» Work to do
Go through the entries below and print each one exactly, leaving out pictures.

» Exercise input

═══

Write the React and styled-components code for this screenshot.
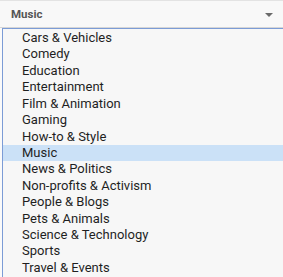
import { createGlobalStyle, styled } from "styled-components";

const categories = [
    "Cars & Vehicles",
    "Comedy",
    "Education",
    "Entertainment",
    "Film & Animation",
    "Gaming",
    "How-to & Style",
    "Music",
    "News & Politics",
    "Non-profits & Activism",
    "People & Blogs",
    "Pets & Animals",
    "Science & Technology",
    "Sports",
    "Travel & Events",
];

const selected = "Music";

function App() {
    return (
        <>
            <GlobalStyle />
            <Wrapper>
                <SelectBox>
                    <span>{selected}</span>
                    <Arrow />
                </SelectBox>
                <List>
                    {categories.map(c => (
                        <Option key={c} $active={c === selected}>{c}</Option>
                    ))}
                </List>
            </Wrapper>
        </>
    );
}

const GlobalStyle = createGlobalStyle`
    html, body {
        margin: 0;
        padding: 0;
        background: #fafafa;
    }
    body {
        font-family: Roboto, "Liberation Sans", Arial, sans-serif;
    }
`;

const Wrapper = styled.div`
    width: 283px;
    height: 277px;
    overflow: hidden;
    background: #fafafa;
`;

const SelectBox = styled.div`
    height: 26px;
    border-top: 1px solid #e3e3e3;
    border-bottom: 1px solid #d6d6d6;
    background: #f8f8f8;
    display: flex;
    align-items: center;
    justify-content: space-between;
    padding: 0 10px 0 11px;

    span{
        font-size: 11.5px;
        font-weight: 700;
        color: #555;
    }
`;

const Arrow = styled.div`
    width: 0;
    height: 0;
    border-left: 4px solid transparent;
    border-right: 4px solid transparent;
    border-top: 4px solid #6a6a6a;
    margin-top: 1px;
`;

const List = styled.ul`
    list-style: none;
    margin: 0 0 0 2px;
    padding: 1px 0 1px;
    border-top: 1px solid #7c9cd6;
    border-left: 1px solid #7c9cd6;
    border-bottom: 1px solid #7c9cd6;
    background: #f7f7f7;
`;

const Option = styled.li`
    height: 16.43px;
    line-height: 16.43px;
    padding-left: 19px;
    font-size: 13px;
    color: #1f1f1f;
    white-space: nowrap;
    background: ${p => (p.$active ? "#cbe1f7" : "transparent")};
`;

export default App;
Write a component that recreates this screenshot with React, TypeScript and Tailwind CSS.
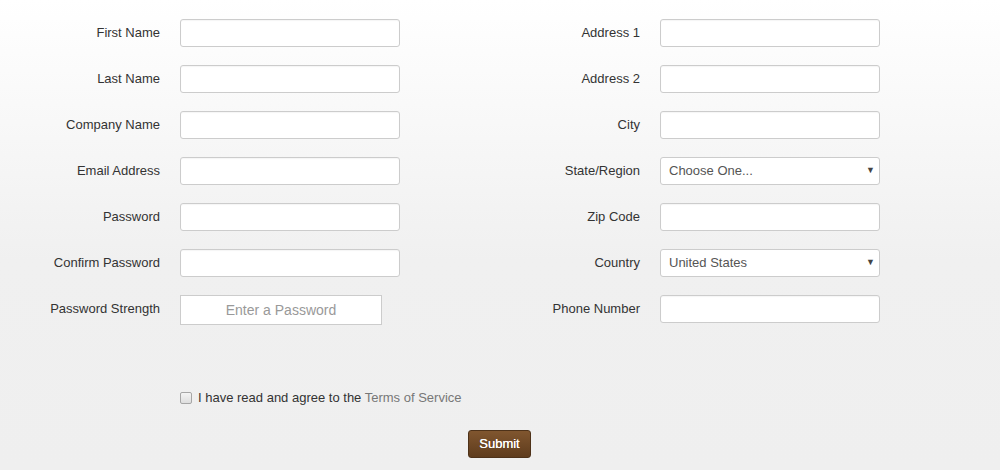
import React from 'react';

const leftFields = ['First Name', 'Last Name', 'Company Name', 'Email Address', 'Password', 'Confirm Password'];

function Row({ label, children }: { label: string; children: React.ReactNode }) {
  return (
    <div className="flex items-center h-[28px] mb-[18px]">
      <label className="w-[160px] text-right text-[13px] text-[#333] pr-0">{label}</label>
      <div className="ml-[20px] w-[220px]">{children}</div>
    </div>
  );
}

function TextInput({ type = 'text' }: { type?: string }) {
  return (
    <input
      type={type}
      className="block w-[220px] h-[28px] px-2 bg-white border border-[#cccccc] rounded-[3px] text-[13px] text-[#555] outline-none shadow-[inset_0_1px_1px_rgba(0,0,0,0.04)]"
    />
  );
}

function Select({ value }: { value: string }) {
  return (
    <div className="relative w-[220px] h-[28px]">
      <select
        defaultValue={value}
        className="appearance-none block w-full h-full pl-2 pr-6 bg-white border border-[#cccccc] rounded-[3px] text-[13px] text-[#555] outline-none"
      >
        <option>{value}</option>
      </select>
      <span className="pointer-events-none absolute right-[5px] top-[9px] text-[9px] leading-none text-[#444]">▼</span>
    </div>
  );
}

export default function App() {
  return (
    <div
      className="w-[1000px] h-[470px] overflow-hidden bg-[linear-gradient(to_bottom,#ffffff_0px,#f0f0f0_260px,#efefef_470px)] pt-[19px]"
      style={{ fontFamily: '"Liberation Sans", Arial, sans-serif' }}
    >
      <div className="grid grid-cols-[480px_480px]">
        <div>
          {leftFields.map((f) => (
            <Row key={f} label={f}>
              <TextInput type={f.includes('Password') ? 'password' : 'text'} />
            </Row>
          ))}
          <div className="flex items-center h-[30px]">
            <label className="w-[160px] text-right text-[13px] text-[#333] pb-[2px]">Password Strength</label>
            <div className="ml-[20px] w-[202px] h-[30px] flex items-center justify-center bg-white border border-[#cccccc] text-[14px] text-[#999]">
              Enter a Password
            </div>
          </div>
        </div>
        <div>
          <Row label="Address 1"><TextInput /></Row>
          <Row label="Address 2"><TextInput /></Row>
          <Row label="City"><TextInput /></Row>
          <Row label="State/Region"><Select value="Choose One..." /></Row>
          <Row label="Zip Code"><TextInput /></Row>
          <Row label="Country"><Select value="United States" /></Row>
          <Row label="Phone Number"><TextInput /></Row>
        </div>
      </div>

      <div className="mt-[47px] ml-[180px] flex items-center h-[20px]">
        <input
          type="checkbox"
          className="appearance-none w-[12px] h-[12px] border border-[#a6a6a6] rounded-[2px] bg-[linear-gradient(to_bottom,#f4f4f4,#dedede)]"
        />
        <span className="ml-[6px] text-[13px] text-[#333]">
          I have read and agree to the <a className="text-[#777]">Terms of Service</a>
        </span>
      </div>

      <div className="mt-[22px] flex justify-center">
        <button className="ml-[-1px] w-[63px] h-[28px] rounded-[3px] border border-[#4e3219] bg-[linear-gradient(to_bottom,#80562f,#5f3c1d)] text-white text-[13px] [text-shadow:0_0_0.6px_#fff]">
          Submit
        </button>
      </div>
    </div>
  );
}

═══

» Reply
Write the React and styled-components code for this screenshot.
import { createGlobalStyle, styled } from "styled-components";

const categories = [
    "Cars & Vehicles",
    "Comedy",
    "Education",
    "Entertainment",
    "Film & Animation",
    "Gaming",
    "How-to & Style",
    "Music",
    "News & Politics",
    "Non-profits & Activism",
    "People & Blogs",
    "Pets & Animals",
    "Science & Technology",
    "Sports",
    "Travel & Events",
];

const selected = "Music";

function App() {
    return (
        <>
            <GlobalStyle />
            <Wrapper>
                <SelectBox>
                    <span>{selected}</span>
                    <Arrow />
                </SelectBox>
                <List>
                    {categories.map(c => (
                        <Option key={c} $active={c === selected}>{c}</Option>
                    ))}
                </List>
            </Wrapper>
        </>
    );
}

const GlobalStyle = createGlobalStyle`
    html, body {
        margin: 0;
        padding: 0;
        background: #fafafa;
    }
    body {
        font-family: Roboto, "Liberation Sans", Arial, sans-serif;
    }
`;

const Wrapper = styled.div`
    width: 283px;
    height: 277px;
    overflow: hidden;
    background: #fafafa;
`;

const SelectBox = styled.div`
    height: 26px;
    border-top: 1px solid #e3e3e3;
    border-bottom: 1px solid #d6d6d6;
    background: #f8f8f8;
    display: flex;
    align-items: center;
    justify-content: space-between;
    padding: 0 10px 0 11px;

    span{
        font-size: 11.5px;
        font-weight: 700;
        color: #555;
    }
`;

const Arrow = styled.div`
    width: 0;
    height: 0;
    border-left: 4px solid transparent;
    border-right: 4px solid transparent;
    border-top: 4px solid #6a6a6a;
    margin-top: 1px;
`;

const List = styled.ul`
    list-style: none;
    margin: 0 0 0 2px;
    padding: 1px 0 1px;
    border-top: 1px solid #7c9cd6;
    border-left: 1px solid #7c9cd6;
    border-bottom: 1px solid #7c9cd6;
    background: #f7f7f7;
`;

const Option = styled.li`
    height: 16.43px;
    line-height: 16.43px;
    padding-left: 19px;
    font-size: 13px;
    color: #1f1f1f;
    white-space: nowrap;
    background: ${p => (p.$active ? "#cbe1f7" : "transparent")};
`;

export default App;
Write a component that recreates this screenshot with React, TypeScript and Tailwind CSS.
import React from 'react';

const leftFields = ['First Name', 'Last Name', 'Company Name', 'Email Address', 'Password', 'Confirm Password'];

function Row({ label, children }: { label: string; children: React.ReactNode }) {
  return (
    <div className="flex items-center h-[28px] mb-[18px]">
      <label className="w-[160px] text-right text-[13px] text-[#333] pr-0">{label}</label>
      <div className="ml-[20px] w-[220px]">{children}</div>
    </div>
  );
}

function TextInput({ type = 'text' }: { type?: string }) {
  return (
    <input
      type={type}
      className="block w-[220px] h-[28px] px-2 bg-white border border-[#cccccc] rounded-[3px] text-[13px] text-[#555] outline-none shadow-[inset_0_1px_1px_rgba(0,0,0,0.04)]"
    />
  );
}

function Select({ value }: { value: string }) {
  return (
    <div className="relative w-[220px] h-[28px]">
      <select
        defaultValue={value}
        className="appearance-none block w-full h-full pl-2 pr-6 bg-white border border-[#cccccc] rounded-[3px] text-[13px] text-[#555] outline-none"
      >
        <option>{value}</option>
      </select>
      <span className="pointer-events-none absolute right-[5px] top-[9px] text-[9px] leading-none text-[#444]">▼</span>
    </div>
  );
}

export default function App() {
  return (
    <div
      className="w-[1000px] h-[470px] overflow-hidden bg-[linear-gradient(to_bottom,#ffffff_0px,#f0f0f0_260px,#efefef_470px)] pt-[19px]"
      style={{ fontFamily: '"Liberation Sans", Arial, sans-serif' }}
    >
      <div className="grid grid-cols-[480px_480px]">
        <div>
          {leftFields.map((f) => (
            <Row key={f} label={f}>
              <TextInput type={f.includes('Password') ? 'password' : 'text'} />
            </Row>
          ))}
          <div className="flex items-center h-[30px]">
            <label className="w-[160px] text-right text-[13px] text-[#333] pb-[2px]">Password Strength</label>
            <div className="ml-[20px] w-[202px] h-[30px] flex items-center justify-center bg-white border border-[#cccccc] text-[14px] text-[#999]">
              Enter a Password
            </div>
          </div>
        </div>
        <div>
          <Row label="Address 1"><TextInput /></Row>
          <Row label="Address 2"><TextInput /></Row>
          <Row label="City"><TextInput /></Row>
          <Row label="State/Region"><Select value="Choose One..." /></Row>
          <Row label="Zip Code"><TextInput /></Row>
          <Row label="Country"><Select value="United States" /></Row>
          <Row label="Phone Number"><TextInput /></Row>
        </div>
      </div>

      <div className="mt-[47px] ml-[180px] flex items-center h-[20px]">
        <input
          type="checkbox"
          className="appearance-none w-[12px] h-[12px] border border-[#a6a6a6] rounded-[2px] bg-[linear-gradient(to_bottom,#f4f4f4,#dedede)]"
        />
        <span className="ml-[6px] text-[13px] text-[#333]">
          I have read and agree to the <a className="text-[#777]">Terms of Service</a>
        </span>
      </div>

      <div className="mt-[22px] flex justify-center">
        <button className="ml-[-1px] w-[63px] h-[28px] rounded-[3px] border border-[#4e3219] bg-[linear-gradient(to_bottom,#80562f,#5f3c1d)] text-white text-[13px] [text-shadow:0_0_0.6px_#fff]">
          Submit
        </button>
      </div>
    </div>
  );
}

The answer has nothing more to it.